Ich habe meine Therapeutin angerufen, weil der Tag mitten in der Expositionswoche liegt und ich nicht beides – die eigentlich geplante Konfrontation im Reisebus und den Vortrag – machen möchte. Wir haben uns darauf geeinigt, dass ich mal schaue, ob ich für den Rückweg eine Mitfahrgelegenheit finde, sonst ist Zug fahren auch in Ordnung und ich setze die Expo am nächsten Tag wie angedacht fort.
Außerdem hatte ich noch eine zweite Frage an sie: Ich soll mich im Anschluss an die Woche belohnen. Nach jeder einzelnen Exposition soll ich mir etwas Gutes tun (lecker essen, ein Buch kaufen, nicht zur Arbeit gehen o.Ä.) und zum gänzlichen Abschluss etwas wirklich Schönes machen. Ich denke darüber nach, für zwei Nächte wegzufahren und wollte sie fragen, welches Reisemittel ich wählen soll. Fünf Stunden Busfahrt wirken aktuell nicht wie der krass-positive Scheiß. Sie ermutigte mich aber, den Ausflug genauso zu planen: Hinfahrt mit dem Bus („In meinem therapeutischen Optimismus hoffe ich aktuell, dass das bis dahin kein Problem mehr für Sie darstellen wird.“), kleine Alltagspause, Rückfahrt mit dem Zug.

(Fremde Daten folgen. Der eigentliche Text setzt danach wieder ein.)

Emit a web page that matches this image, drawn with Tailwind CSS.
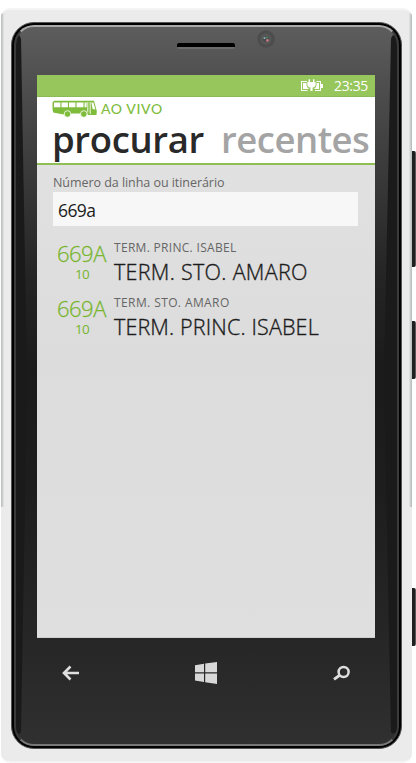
<!DOCTYPE html>
<html lang="pt-BR">
<head>
<meta charset="utf-8">
<title>Ao Vivo</title>
<script src="https://cdn.jsdelivr.net/npm/@tailwindcss/browser@4"></script>
</head>
<body class="bg-white w-[416px] h-[763px] overflow-hidden font-['Open_Sans','Noto_Sans',sans-serif]">
<div class="relative w-[416px] h-[763px] pt-[8px] pl-px">
  <!-- side buttons -->
  <div class="absolute left-[411px] top-[151px] w-[5px] h-[116px] rounded-r-xs bg-linear-to-r from-[#202020] from-70% to-[#777]"></div>
  <div class="absolute left-[411px] top-[321px] w-[5px] h-[58px] rounded-r-xs bg-linear-to-r from-[#202020] from-70% to-[#777]"></div>
  <div class="absolute left-[411px] top-[588px] w-[5px] h-[58px] rounded-r-xs bg-linear-to-r from-[#202020] from-70% to-[#777]"></div>
  <!-- shell -->
  <div class="relative w-[411px] h-[755px] rounded-[9px] bg-[#ebebeb] border-y-2 border-[#f4f4f4] pt-[12px] pl-[10px]">
    <div class="absolute left-0 top-[3px] w-[3px] h-[494px] bg-linear-to-r from-[#b4b9b9] to-[#e5e5e5] rounded-tl-lg"></div>
    <div class="absolute right-0 top-[3px] w-[3px] h-[494px] bg-linear-to-l from-[#b4b9b9] to-[#e5e5e5] rounded-tr-lg"></div>
    <div class="relative w-[391px] h-[727px] rounded-[23px] bg-black border border-[#555] p-[2px]">
      <div class="relative w-full h-full rounded-[20px] overflow-hidden border-2 border-t-[#aaa] border-x-[#3b3b3b] border-b-[#777] bg-[linear-gradient(#5d5d5d_0px,#505050_50px,#3b3b3b_140px,#242424_250px,#1b1b1b_340px,#1d1d1d_460px,#262626_610px,#303030_720px)]">
        <svg class="absolute left-0 top-0 w-[381px] h-[719px]" viewBox="0 0 381 719">
          <path d="M0 10Q3 5 5 12L11 350 5 705Q3 709 0 704Z" fill="#1a1a1a"/>
          <path d="M381 10Q377 5 375 12L368 350 375 705Q377 709 381 704Z" fill="#1a1a1a"/>
        </svg>
        <div class="absolute left-[161px] top-[16px] w-[58px] h-[6px] rounded-xs bg-black border-b-2 border-[#6c6c6c]"></div>
        <svg class="absolute left-[241px] top-[3px] w-[18px] h-[18px]" viewBox="0 0 18 18">
          <circle cx="9" cy="9" r="8.7" fill="#4d4d4d"/><circle cx="9" cy="9" r="5.5" fill="#575757"/><circle cx="9" cy="9" r="3" fill="#444c4b"/><circle cx="7.5" cy="8" r="1.1" fill="#8fb0c2"/><circle cx="10.4" cy="10.4" r="1.3" fill="#d07888"/><circle cx="10" cy="7.3" r=".9" fill="#60915e"/>
        </svg>
        <!-- screen -->
        <main class="ml-[21px] mt-[48px] w-[338px] h-[563px] overflow-hidden bg-linear-to-b from-[#e3e3e3] via-[#dcdcdc] to-[#dfdfdf] border-b border-[#cfcfcf]">
          <header class="h-[22px] bg-[#96c65c] border-b border-[#8cba56] flex justify-end items-start pr-[7px]">
            <svg class="w-[24px] h-[15px] mt-[3px] mr-[10px]" viewBox="0 0 24 15">
              <path d="M7 3.5H1.5V12.5H7.5M16.5 3.5H20.5V12.5H15" fill="none" stroke="#fff" stroke-width="1.1"/>
              <path d="M3 5H6.5V7Q6.5 9.5 9 11H3ZM16.5 5H19V11H14Q16.5 9.5 16.5 7ZM21 6H23V10H21Z" fill="#fff"/>
              <path d="M8.6 1.2H10V4H13V1.2H14.4V4H15.6V6.5Q15.6 9 12.6 9.6V13H10.4V9.6Q7.4 9 7.4 6.5V4H8.6Z" fill="#fff"/>
            </svg>
            <span class="text-[14px] leading-[21px] text-white tracking-[-0.35px] whitespace-nowrap">23:35</span>
          </header>
          <section class="h-[66px] bg-white">
            <div class="h-[23px] flex pl-[15px] pt-[3px]">
              <svg class="w-[46px] h-[18px]" viewBox="0 0 46 18">
                <path d="M2 .8H42L44.8 11 44.5 15H36L35 13.5H20L17 14.5H12L9 14 1.2 12.5 .5 9V2.5Z" fill="#80bc3c"/>
                <path d="M2 2.4H8.4V7.2H2ZM9.5 2.4H15.9V7.2H9.5ZM17 2.4H23.4V7.2H17ZM24.5 2.4H31.5V7.2H24.5ZM32.6 2.4H34.6V7.2H32.6ZM39.4 2.4H41.4L43.4 9.5 40.6 9Z" fill="#fff"/>
                <path d="M35.8 2V12.5M38.2 2V14" stroke="#fff" stroke-width=".9"/>
                <circle cx="15.5" cy="14" r="3.3" fill="#80bc3c" stroke="#fff" stroke-width=".8"/><circle cx="31.8" cy="14" r="3.3" fill="#80bc3c" stroke="#fff" stroke-width=".8"/>
              </svg>
              <span class="ml-[3px] h-[18px] font-[Lato] font-medium text-[14px] leading-[18px] tracking-[0.6px] text-[#80bc3c] whitespace-nowrap">AO VIVO</span>
            </div>
            <div class="flex h-[43px] leading-[38px] text-[36.5px] font-semibold whitespace-nowrap">
              <span class="ml-[15px] w-[169px] tracking-[-0.35px] text-[#292929]">procurar</span>
              <span class="tracking-[-0.5px] text-[#a4a4a4]">recentes</span>
            </div>
          </section>
          <div class="h-[2px] bg-[#8fbf54]"></div>
          <section class="pl-[16px] pt-[7px]">
            <label class="block h-[20px] leading-[22px] text-[12.5px] tracking-[-0.05px] text-[#666] whitespace-nowrap">Número da linha ou itinerário</label>
            <div class="w-[305px] h-[34px] bg-[#f7f7f7] pl-[5px] text-[17.5px] leading-[36px] tracking-[-0.6px] text-[#1c1c1c]">669a</div>
            <ul class="mt-[12px]">
              <li class="flex h-[55px] whitespace-nowrap">
                <div class="w-[61px] pl-[4px] text-[#77b52e]">
                  <div class="h-[31px] leading-[31px] text-[22px] font-light tracking-[-0.5px] [-webkit-text-stroke:0.3px]">669A</div>
                  <div class="pl-[18px] leading-[10px] text-[13.5px] tracking-[-0.7px]">10</div>
                </div>
                <div>
                  <div class="h-[18px] leading-[19px] text-[12px] text-[#666] tracking-[0.3px]">TERM. PRINC. ISABEL</div>
                  <div class="leading-[31px] text-[21.5px] font-light text-[#1c1c1c] tracking-[0.3px] [-webkit-text-stroke:0.35px]">TERM. STO. AMARO</div>
                </div>
              </li>
              <li class="flex h-[55px] whitespace-nowrap">
                <div class="w-[61px] pl-[4px] text-[#77b52e]">
                  <div class="h-[31px] leading-[31px] text-[22px] font-light tracking-[-0.5px] [-webkit-text-stroke:0.3px]">669A</div>
                  <div class="pl-[18px] leading-[10px] text-[13.5px] tracking-[-0.7px]">10</div>
                </div>
                <div>
                  <div class="h-[18px] leading-[19px] text-[12px] text-[#666] tracking-[0.4px]">TERM. STO. AMARO</div>
                  <div class="leading-[31px] text-[21.5px] font-light text-[#1c1c1c] tracking-[0.15px] [-webkit-text-stroke:0.35px]">TERM. PRINC. ISABEL</div>
                </div>
              </li>
            </ul>
          </section>
        </main>
        <!-- hardware keys -->
        <nav class="flex justify-between items-center h-[70px] pl-[46px] pr-[47px]">
          <svg class="w-[17px] h-[16px]" viewBox="0 0 17 16"><path d="M2 8H17M8.5 1.5L2 8 8.5 14.5" fill="none" stroke="#dedede" stroke-width="2.6"/></svg>
          <svg class="w-[22px] h-[22px]" viewBox="0 0 22 22"><path d="M0 3.2L9 1.8V10.3H0ZM10.2 1.6L22 0V10.3H10.2ZM0 11.6H9V20L0 18.6ZM10.2 11.6H22V22L10.2 20.2Z" fill="#d8d8d8"/></svg>
          <svg class="w-[17px] h-[16px]" viewBox="0 0 17 16"><circle cx="10.6" cy="7" r="5" fill="none" stroke="#dedede" stroke-width="2.5"/><path d="M7 10L1 14.4" stroke="#dedede" stroke-width="2.8"/></svg>
        </nav>
      </div>
    </div>
  </div>
</div>
</body>
</html>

Mein Herz schlägt so schnell bei dem Gedanken daran. Ich bin gerade wirklich dünnhäutig, empfindlich, nicht zufrieden zu stellen. Diese große Negativität des Gefühls ist nicht ohne Strahlung und wirkt sich auf jeden Lebensbereich aus. Sie macht alles anstrengender und weniger schön, weil sie einfach allem in irgendeiner Form anhaftet.
Ich mag diese Phase gar nicht und sträube mich zusehends gegen den gefassten Plan. Ein großes Gefühl der Überforderung taucht immer wieder auf und ich sehne mich nach einer tiefen Umarmung. Körperkontakt beruhigt. Spazieren gehen aber auch – umso besser, dass der Hund sowieso nochmal raus muss.